The Green party could do the same. With four MPs, 800 councillors and two million votes in 2024, in England and Wales it’s the most successful left-of-Labour party in recent British history. It came second in 39 constituencies at the last election. It’s built a solid base in rural areas, among urban graduates and – more recently – in Muslim communities, defying its longstanding white, middle-class image. A recent poll even claimed that the Greens are the most favourably viewed party in the country.

The Greens can win over would-be Reform voters too. Talk to any Green canvasser and they’ll tell you stories of meeting frustrated voters who were torn between the two parties. A recent survey of 4,000 potential Reform voters showed that immigration isn’t the top issue for many, and that some are even in favour of more migration. These voters want to fix the cost of living crisis, nationalise key utilities and spend more on the NHS too – issues on which Green voters agree. 

But there’s a problem: the Green leadership.

Over half of Green voters in 2024 didn’t know who Carla Denyer was. 86% couldn’t identify Adrian Ramsay. Since the election, both co-leaders have been anonymous. In fact, the party’s only cut-through moment has been Ramsay campaigning against electricity pylons in his own constituency. 

Denyer and Ramsay seem like nice people, but that’s precisely the issue. People are angry, and they want leaders who can be angry with them. Policies and promises matter little compared to who people think you are. Are you strong or weak? Are you a fighter? Are you an ordinary person like me, or just another politician? Denyer and Ramsay are more Ed Davey or Starmer than Farage. They lack either the desire or creativity to break the rules, court controversy and make themselves known.

Image and recognition aren’t everything, of course. But leaders must be soldiers in the war for attention. Others can manage the party, build the membership and write policy. Only leaders can go on television and relentlessly conjure the party in people’s minds. When people see a left leader telling the truth and exposing how the system works day in, day out, they’ll trust them to take on the system at election time.

Reform knows this. That’s how the party got 15% of the vote in seats it didn’t even campaign in in 2024. Everyone recognises Farage: he’s the guy on the beach pointing at small boats, or berating politicians in parliament. Everyone has an opinion on him. Meanwhile, 80% of people have no opinion about Denyer or Ramsay at all. In an era when most people’s political experiences are mediated through screens, anonymity is fatal.

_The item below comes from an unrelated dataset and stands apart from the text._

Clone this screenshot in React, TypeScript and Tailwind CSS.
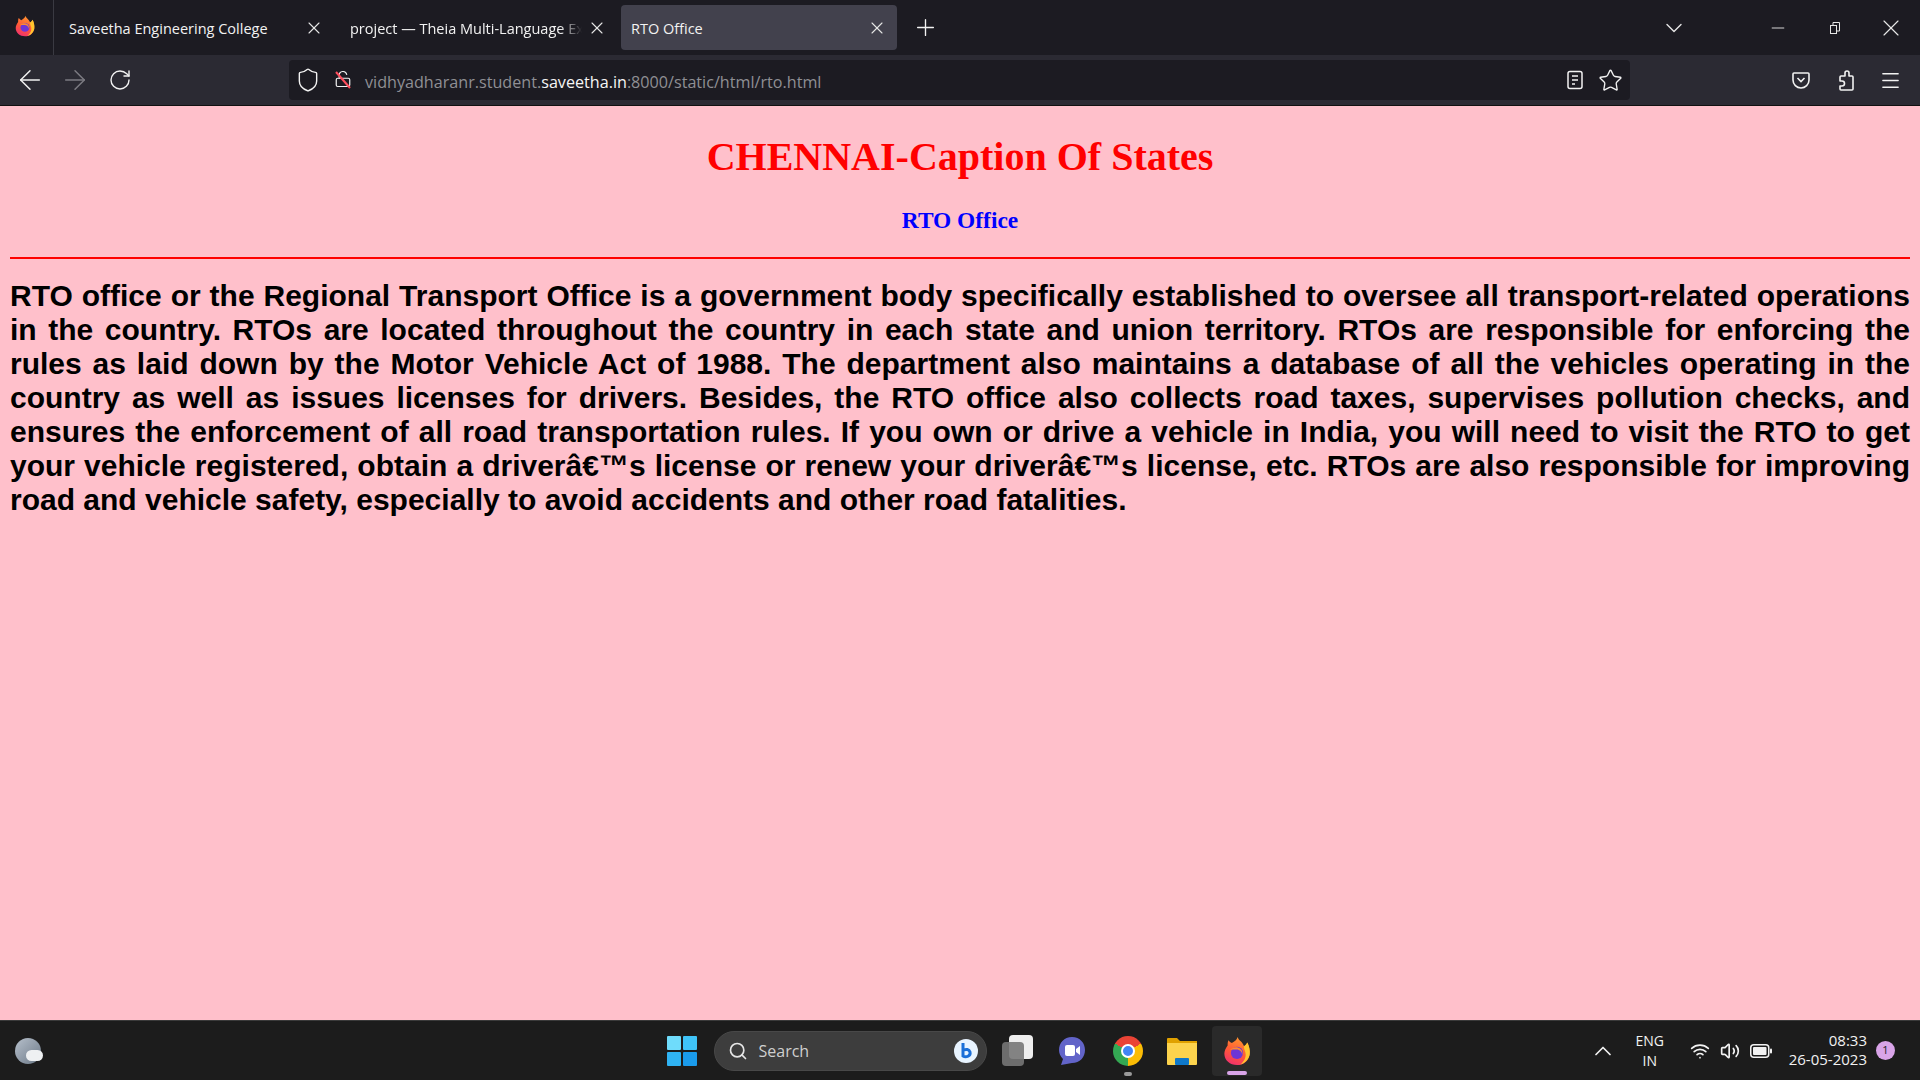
import { ArrowLeft, ArrowRight, RotateCw, Shield, LockOpen, X, Plus, ChevronDown, ChevronUp, Minus, Star, Menu, Search, Wifi, Volume2 } from "lucide-react";

const sans = { fontFamily: "'Open Sans', 'Noto Sans', sans-serif" };

function FirefoxLogo({ size }: { size: number }) {
  return (
    <svg width={size} height={size} viewBox="0 0 32 32">
      <defs>
        <linearGradient id="ffBody" x1="0.7" y1="0" x2="0.3" y2="1">
          <stop offset="0" stopColor="#ff9a2e" />
          <stop offset="0.55" stopColor="#ff5a36" />
          <stop offset="1" stopColor="#f0306e" />
        </linearGradient>
      </defs>
      <path d="M27 7c-1 2-2 3-3.500 4C22 6 18 5 16.500 1c-.5 3-3 4.500-6 6.500C9 7 8 6 7 4.500 6 6 6 8 6 10c-2 3-3.500 5.500-3.500 9 0 7 6 12 13.500 12s13.500-5.500 13.500-13c0-4-1-8-2.500-11z" fill="url(#ffBody)" />
      <path d="M27 7c2 4 3.200 8 2.600 12.500C29 24 25 29 19.500 30.500c5-4 7-9 5-14.500-.8-2-1.300-3.500-1-5 1.500-1 2.500-2 3.500-4z" fill="#ffc52e" />
      <circle cx="16" cy="18" r="6.500" fill="#6e35d6" />
      <path d="M8.500 15c3-3 6-3.500 9-2.500 3.500 1.200 5 4.500 4 8 .2-3.500-2.500-6-6-6-2.500 0-5 0-7 .5z" fill="#ff8a2e" />
    </svg>
  );
}

export default function App() {
  return (
    <div className="flex flex-col w-[1920px] h-[1080px] overflow-hidden bg-[#ffc0cb]">
      {/* Tab strip */}
      <div style={sans} className="flex items-center h-[55px] bg-[#1c1b22] text-[#f2f2f2]">
        <div className="flex items-center justify-center w-[54px] h-full border-r border-[#3a3a42] pb-[3px] pr-[3px]">
          <FirefoxLogo size={22} />
        </div>
        <div className="flex items-center">
          <div className="flex items-center w-[276px] h-[45px] pl-[15px] pr-[6px]">
            <span className="flex-1 pt-[2px] whitespace-nowrap text-[14.5px]">Saveetha Engineering College</span>
            <X size={20} strokeWidth={1.3} className="text-[#e6e6e6] shrink-0" />
          </div>
          <div className="flex items-center w-[291px] h-[45px] pl-[20px] pr-[14px]">
            <span className="flex-1 pt-[2px] overflow-hidden whitespace-nowrap text-[14.5px] [mask-image:linear-gradient(to_left,transparent,black_22px)]">project — Theia Multi-Language Ex</span>
            <X size={20} strokeWidth={1.3} className="text-[#e6e6e6] shrink-0 ml-[5px]" />
          </div>
          <div className="flex items-center w-[276px] h-[45px] rounded bg-[#42414d] pl-[10px] pr-[10px]">
            <span className="flex-1 pt-[2px] whitespace-nowrap text-[14.5px]">RTO Office</span>
            <X size={20} strokeWidth={1.3} className="text-[#e6e6e6] shrink-0" />
          </div>
        </div>
        <Plus size={27} strokeWidth={1.2} className="ml-[15px] text-[#f2f2f2]" />
        <div className="flex-1" />
        <ChevronDown size={28} strokeWidth={1.2} className="text-[#e6e6e6] mr-[80px]" />
        <Minus size={20} strokeWidth={1.1} className="text-[#e6e6e6] mr-[40px]" />
        <svg width="14" height="14" viewBox="0 0 14 14" fill="none" stroke="#e6e6e6" className="mr-[35px]">
          <rect x="2.500" y="4.500" width="6" height="8" />
          <path d="M5 4V1.500h6.500V10H9" />
        </svg>
        <X size={28} strokeWidth={1} className="text-[#e6e6e6] mr-[15px]" />
      </div>

      {/* Toolbar */}
      <div className="flex items-center h-[51px] bg-[#2b2a33] border-b border-[#111] text-[#f2f2f2]">
        <ArrowLeft size={32} strokeWidth={1.1} className="ml-[14px]" />
        <ArrowRight size={32} strokeWidth={1.1} className="ml-[13px] text-[#7c7b82]" />
        <RotateCw size={24} strokeWidth={1.4} className="ml-[17px]" />
        <div className="flex items-center ml-[157px] w-[1341px] h-[40px] rounded bg-[#1c1b22]">
          <Shield size={26} strokeWidth={1.3} className="ml-[6px]" />
          <div className="relative ml-[13px] w-[20px] h-[20px]">
            <LockOpen size={18} strokeWidth={1.6} />
            <svg className="absolute left-0 top-0" width="20" height="20" viewBox="0 0 20 20"><path d="M2 2l14 16" stroke="#ff4f5e" strokeWidth="2" /></svg>
          </div>
          <span style={sans} className="ml-[11px] pt-[4px] text-[16.15px] text-[#8f8f94] whitespace-nowrap">
            vidhyadharanr.student.<span className="text-[#f5f5f5]">saveetha.in</span>:8000/static/html/rto.html
          </span>
          <div className="flex-1" />
          <svg width="18" height="20" viewBox="0 0 18 20" fill="none" stroke="#f2f2f2" strokeWidth="1.5" className="mr-[14px]">
            <rect x="2" y="1.500" width="14" height="17" rx="2" />
            <path d="M6 6h6M6 10h6M6 14h3" />
          </svg>
          <Star size={25} strokeWidth={1.3} className="mr-[7px]" />
        </div>
        <div className="flex-1" />
        <svg width="20" height="20" viewBox="0 0 20 20" fill="none" stroke="#f2f2f2" strokeWidth="1.6" className="mr-[25px]">
          <path d="M3 3h14a1 1 0 0 1 1 1v6a8 8 0 0 1-16 0V4a1 1 0 0 1 1-1z" />
          <path d="M6.500 8l3.500 3.500L13.500 8" />
        </svg>
        <svg width="20" height="22" viewBox="0 0 20 22" fill="none" stroke="#f2f2f2" strokeWidth="1.6" strokeLinejoin="round" className="mr-[23px]">
          <path d="M9 7V4a2 2 0 0 1 4 0v3h3a1 1 0 0 1 1 1v12a1 1 0 0 1-1 1H5a1 1 0 0 1-1-1v-3h2a2 2 0 0 0 0-5H4V8a1 1 0 0 1 1-1z" />
        </svg>
        <Menu size={23} strokeWidth={1.4} className="mr-[18px]" />
      </div>

      {/* Page */}
      <main className="flex-1 px-[10px] bg-[#ffc0cb]">
        <h1 style={{ fontFamily: "'Liberation Serif', serif" }} className="mt-[28px] text-center text-[40px] leading-[46px] font-bold text-[#ff0000]">
          CHENNAI-Caption Of States
        </h1>
        <h3 style={{ fontFamily: "'Liberation Serif', serif" }} className="mt-[27px] text-center text-[23.4px] leading-[27px] font-bold text-[#0000ff]">
          RTO Office
        </h3>
        <hr className="mt-[23px] border-t-2 border-[#ff0000]" />
        <p style={{ fontFamily: "'Liberation Sans', sans-serif" }} className="mt-[20px] text-[30px] leading-[34px] font-bold text-black text-justify">
          RTO office or the Regional Transport Office is a government body specifically established to oversee all transport-related operations in the country. RTOs are located throughout the country in each state and union territory. RTOs are responsible for enforcing the rules as laid down by the Motor Vehicle Act of 1988. The department also maintains a database of all the vehicles operating in the country as well as issues licenses for drivers. Besides, the RTO office also collects road taxes, supervises pollution checks, and ensures the enforcement of all road transportation rules. If you own or drive a vehicle in India, you will need to visit the RTO to get your vehicle registered, obtain a driverâ€™s license or renew your driverâ€™s license, etc. RTOs are also responsible for improving road and vehicle safety, especially to avoid accidents and other road fatalities.
        </p>
      </main>

      {/* Taskbar */}
      <div style={sans} className="relative flex items-center h-[60px] bg-[#1c1c1c] border-t border-[#3a3a3a] text-[#f2f2f2]">
        <div className="relative ml-[15px] w-[26px] h-[26px] rounded-full bg-gradient-to-br from-[#b7c0cb] to-[#6d7a89]">
          <div className="absolute left-[11px] top-[12px] w-[17px] h-[11px] rounded-full bg-[#eef0f2]" />
        </div>
        <div className="flex-1 flex items-center justify-center pr-[33px]">
          <svg width="30" height="30" viewBox="0 0 30 30" className="mr-[17px]">
            <rect x="0" y="0" width="14" height="14" rx="1" fill="#6fdcfb" />
            <rect x="16" y="0" width="14" height="14" rx="1" fill="#3fc4f8" />
            <rect x="0" y="16" width="14" height="14" rx="1" fill="#2fb3f3" />
            <rect x="16" y="16" width="14" height="14" rx="1" fill="#1a9bec" />
          </svg>
          <div className="flex items-center w-[273px] h-[40px] rounded-full bg-[#3d3d3d] border border-[#484848]">
            <Search size={20} className="ml-[13px] text-[#e6e6e6]" />
            <span className="ml-[11px] text-[16px] text-[#cfcfcf]">Search</span>
            <div className="flex-1" />
            <div className="flex items-center justify-center w-[24px] h-[24px] mr-[8px] rounded-full bg-[#e8f4ff]">
              <svg width="16" height="18" viewBox="0 0 16 18" fill="none" stroke="#1b6fd8" strokeWidth="3"><path d="M5 1v13c3 2 8 0 7-4-1-3-4-3-6-2" /></svg>
            </div>
          </div>
          <div className="relative ml-[15px] w-[31px] h-[31px]">
            <div className="absolute right-0 top-0 w-[24px] h-[24px] rounded-sm bg-[#eeeeee]" />
            <div className="absolute left-0 bottom-0 w-[22px] h-[24px] rounded-sm bg-[#777777]/90" />
          </div>
          <svg width="30" height="32" viewBox="0 0 30 32" className="ml-[24px]">
            <path d="M15 2c8 0 13 6 13 13s-5 13-13 13l-11 2 2-6C3 21 2 18 2 15 2 8 7 2 15 2z" fill="#6264c9" />
            <rect x="8" y="10" width="10" height="11" rx="2" fill="#fff" />
            <path d="M19 14l4-3v9l-4-3z" fill="#fff" />
          </svg>
          <div className="relative ml-[26px] w-[30px] h-[30px] rounded-full bg-[conic-gradient(from_-60deg,#ea4335_0deg_120deg,#fbbc05_120deg_240deg,#34a853_240deg_360deg)]">
            <div className="absolute left-[8px] top-[8px] w-[14px] h-[14px] rounded-full bg-[#4285f4] border-2 border-white" />
            <div className="absolute left-[11px] top-[36px] w-[8px] h-[4px] rounded-full bg-[#9a9a9a]" />
          </div>
          <svg width="30" height="30" viewBox="0 0 30 30" className="ml-[24px]">
            <path d="M0 3a1 1 0 0 1 1-1h9l3 3h17v4H0z" fill="#e0a100" />
            <path d="M0 7h30v21a1 1 0 0 1-1 1H1a1 1 0 0 1-1-1z" fill="#fcd34d" />
            <rect x="8" y="22" width="14" height="7" rx="1" fill="#0f78c9" />
          </svg>
          <div className="relative flex items-center justify-center ml-[15px] w-[50px] h-[50px] rounded bg-[#2a2a2a]">
            <FirefoxLogo size={30} />
            <div className="absolute left-[15px] bottom-[1px] w-[20px] h-[4px] rounded-full bg-[#d9a4e8]" />
          </div>
        </div>
        <div className="absolute right-0 top-0 h-full flex items-center">
          <ChevronUp size={28} strokeWidth={1.5} className="mr-[13px]" />
          <div className="w-[40px] text-center text-[14px] leading-[20px] mr-[20px]">ENG<br />IN</div>
          <Wifi size={20} className="mr-[10px]" />
          <Volume2 size={20} className="mr-[10px]" />
          <svg width="22" height="14" viewBox="0 0 22 14" fill="none" className="mr-[17px]">
            <rect x="0.750" y="0.750" width="18" height="12.500" rx="3" stroke="#f2f2f2" strokeWidth="1.500" />
            <rect x="3" y="3" width="13.500" height="8" rx="1" fill="#f2f2f2" />
            <rect x="20" y="4.500" width="2" height="5" rx="1" fill="#f2f2f2" />
          </svg>
          <div className="text-right text-[15px] leading-[19px] mr-[9px] -mt-[2px]">08:33<br />26-05-2023</div>
          <div className="flex items-center justify-center w-[19px] h-[19px] mr-[25px] rounded-full bg-[#d9a4e8] text-[#1c1c1c] text-[11px]">1</div>
        </div>
      </div>
    </div>
  );
}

The media is stacked against the left, but breakthrough is possible. US politician Alexandria Ocasio-Cortez dominated social media for years. Mick Lynch, an older, bald trade unionist, was the UK’s hottest political commentator for a summer. Die Linke surged in the German elections last month, partly due to Heidi Reichinnek’s TikTok presence and her fiery, anti-establishment speeches. The attention economy runs on the likes, clicks, views and comments of real people. Although media barons put their thumbs on the scales, talented leftwing leaders have weight to throw around too.

It’s tempting to try to reshape Denyer and Ramsay, but you can’t make a leader into something they’re not. Jeremy Corbyn was conflict-averse and conciliatory, and no amount of effort from well-meaning staffers could turn him into a poetic firebrand like Mélenchon or an angry uncle like Sanders. Authenticity is key in modern politics, and in a high-pressure role with relatively little support, a fake persona will crumble quickly.

If the Greens find the right people, there’s a clear populist playbook to follow: draw new dividing lines between the people and elites; court controversy and create productive backlash. Boris Johnson did this perfectly when he suspended parliament in 2019, pitting the people who wanted Brexit done against corrupt politicians trying to sabotage his deal. This move united his coalition and split Labour’s down the middle. His prize was obvious. From day one, the 2019 election was called ‘the Brexit election’, and the rest was history.

The good news? The Greens can move fast: there are two leadership elections before 2029 – one this summer, another in two years – and a lively group of socialists are already pushing the party in the right direction. But if they wait, and no new left party emerges, the next election will be dominated by Farage and Reform, and popular anger could crystallise into a dark new common sense.

Joe Todd is an organiser and writer.